Thomas M McDonald 1 , Jarad A Mason 1 , Xueqian Kong 2 , Eric D Bloch 1 , David Gygi 1 , Alessandro Dani 3 , Valentina Crocellà 3 , Filippo Giordanino 3 , Samuel O Odoh 4 , Walter S Drisdell 5 , Bess Vlaisavljevich 6 , Allison L Dzubak 4 , Roberta Poloni 7 , Sondre K Schnell 8 , Nora Planas 4 , Kyuho Lee 9 , Tod Pascal 10 , Liwen F Wan 10 , David Prendergast 10 , Jeffrey B Neaton 11 , Berend Smit 12 , Jeffrey B Kortright 5 , Laura Gagliardi 4 , Silvia Bordiga 3 , Jeffrey A Reimer 13 , Jeffrey R Long 14
Mar 19 2015
The process of carbon capture and sequestration has been proposed as a method of mitigating the build-up of greenhouse gases in the atmosphere. If implemented, the cost of electricity generated by a fossil fuel-burning power plant would rise substantially, owing to the expense of removing CO2 from the effluent stream.
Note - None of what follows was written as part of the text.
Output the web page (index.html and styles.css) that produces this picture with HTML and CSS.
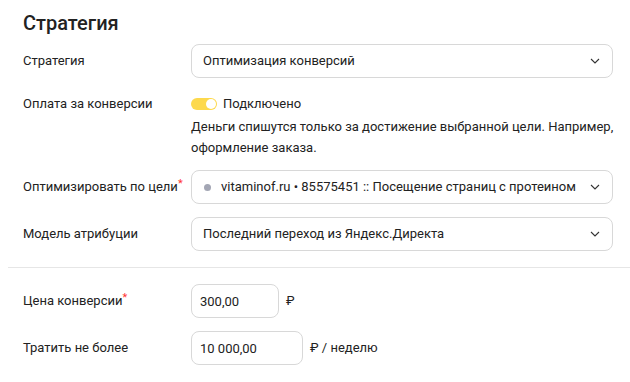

There is therefore an urgent need for more efficient gas separation technologies, such as those potentially offered by advanced solid adsorbents. Here we show that diamine-appended metal-organic frameworks can behave as 'phase-change' adsorbents, with unusual step-shaped CO2 adsorption isotherms that shift markedly with temperature. Results from spectroscopic, diffraction and computational studies show that the origin of the sharp adsorption step is an unprecedented cooperative process in which, above a metal-dependent threshold pressure, CO2 molecules insert into metal-amine bonds, inducing a reorganization of the amines into well-ordered chains of ammonium carbamate. As a consequence, large CO2 separation capacities can be achieved with small temperature swings, and regeneration energies appreciably lower than achievable with state-of-the-art aqueous amine solutions become feasible. The results provide a mechanistic framework for designing highly efficient adsorbents for removing CO2 from various gas mixtures, and yield insights into the conservation of Mg(2+) within the ribulose-1,5-bisphosphate carboxylase/oxygenase family of enzymes.